I contributed to the research plan that the product manager created. We tested the usability of voice UI with both Capital One and non-Capital One customers. We used testing to:

  • Assess meaning of words
  • Identify conversation flows that didn’t make sense 
  • Discover new utterances (new ways of asking Alexa for something)
  • Empathize with how people felt while interacting our Skill

For example, at the end of the Pay Bill use case, Alexa says,

[Alexa] And keep in mind, you can cancel it online later.

Participants reacted positively, and we validated that the language eased people’s anxiety around paying a bill through a new channel.
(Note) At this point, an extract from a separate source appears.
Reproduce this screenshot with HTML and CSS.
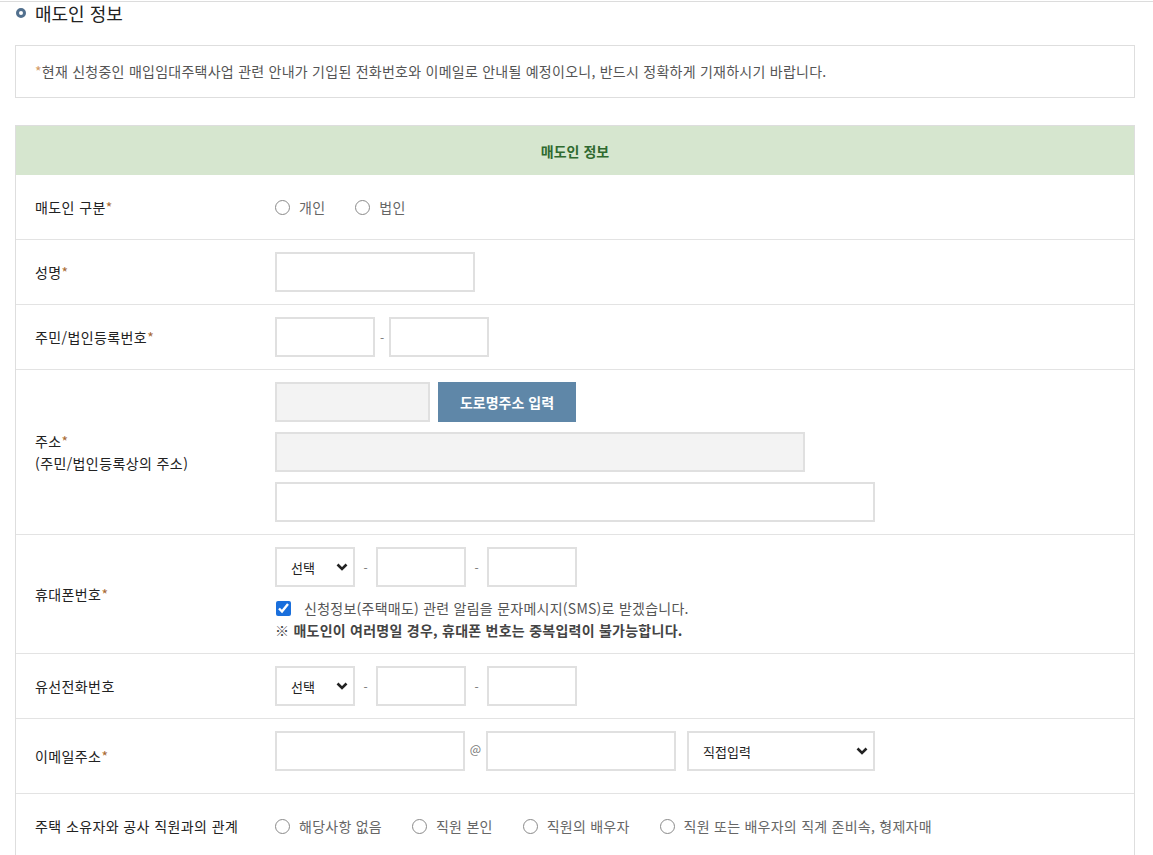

I also worked with our AI engineering team to implement recommendations from Amazon’s Skill Certification Team. The Skill Certification Team ensured all Skills met Amazon’s voice service standards. For example, I made the confirmation language more specific for the home loan Pay Bill use case.

Old:

[Alexa] Ok, all set. I’ve made that payment for you, and you can see your confirmation code by signing in to your Capital One account online.

Revised:

[Alexa] Ok, all set. I’ve made that mortgage payment for you, and you can see your confirmation code by signing in to your Capital One account online.

I ensured that the new voice UI features didn’t negatively impact other lines of businesses. For example, in the Recent Transactions use case, listing additional accounts (i.e. auto and/or home loan) could overwhelm customers. I added a selection step so people would only hear about relevant accounts.

[Alexa] Ok, you have the following accounts. Home loan, auto loan, checking, and credit card. Please say the account type you’d like the transactions for.

Lessons Learned

Design for learning: People satisfice in different ways. “Nailing it” means something different for everyone. Ultimately we are modeling people, not systems. We use the system to refine our understanding about the people we’re serving.

Practice object-oriented thinking: In voice UI, literally every word is data. Treat every sentence or word as a hypothesis to test.

Challenge convention: Don’t be limited by the technology or systems in place. Technology should work around people, not limit them.